Allan merasa dikecewakan dengan penyusunan dan pembahasan UU 7/2020 ini yang tidak sesuai dengan ketentuan UU No.12 Tahun 2011 tentang Pembentukan Peraturan Perundang-undangan (UU P3). Seharusnya, sambung Allan, tahapan penyusunan norma tersebut harus dilakukan dengan teknik yang diatur dalam norma yang telah ditentukan. 

“UU MK ini benar-benar tidak sesuai dengan ketentuan yang ada. Dalam pembahasannya juga telah dibuktikan beberapa prosedurnya dilakukan dengan tergesa-gesa dan kami tidak bisa mengakses dokumen yang dibutuhkan. Pemohon kecewa dengan produk yang dibuat pembuat undang-undang ini,” ujar Allan dalam persidangan secara virtual. Sidang ini diketuai Wakil Ketua MK Aswanto didampingi Hakim Konstitusi Arief Hidayat dan Enny Nurbaningsih sebagai anggota Majelis Panel. (Baca Juga: Revisi UU MK Dinilai Syarat Kepentingan Politik)

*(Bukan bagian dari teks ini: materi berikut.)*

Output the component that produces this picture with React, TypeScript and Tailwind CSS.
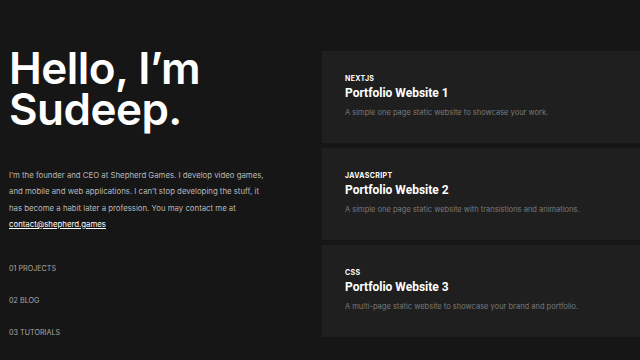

Terkait dengan alasan/argumentasi permohonan sehubungan dengan kerugian pemohon, Allan mengatakan saat ini dirinya masih berusia 28 tahun dan kelak berpotensi menjadi calon hakim MK saat memasuki usia 47 tahun. Tapi, karena berlakunya Perubahan Ketiga UU MK ini, ia pun harus menunggu lagi hingga 8 tahun berselang untuk dapat mengajukan diri sebagai calon hakim konstitusi.

“Atas dasar itu, pemohon menilai aturan tersebut merugikan hak konstitusionalnya dalam memperoleh perlakuan yang sama dalam pemerintahan, dalam hal ini untuk menjadi calon hakim MK,” ujar Kepala Pusat Studi Hukum Konstitusi Fakultas Hukum UII Yogyakarta ini.

Dalam sidang pemeriksaan pendahuluan, Selasa (10/11/2020) lalu, Pemohon menjelaskan kedudukannya sebagai warga negara pembayar pajak memiliki kesungguhan terhadap isu-isu yang berkaitan dengan perkembangan, pelaksanaan tugas dan kewenangan MK, serta penegakan hak konstitusional dan prinsip-prinsip konstitusionalisme UUD 1945.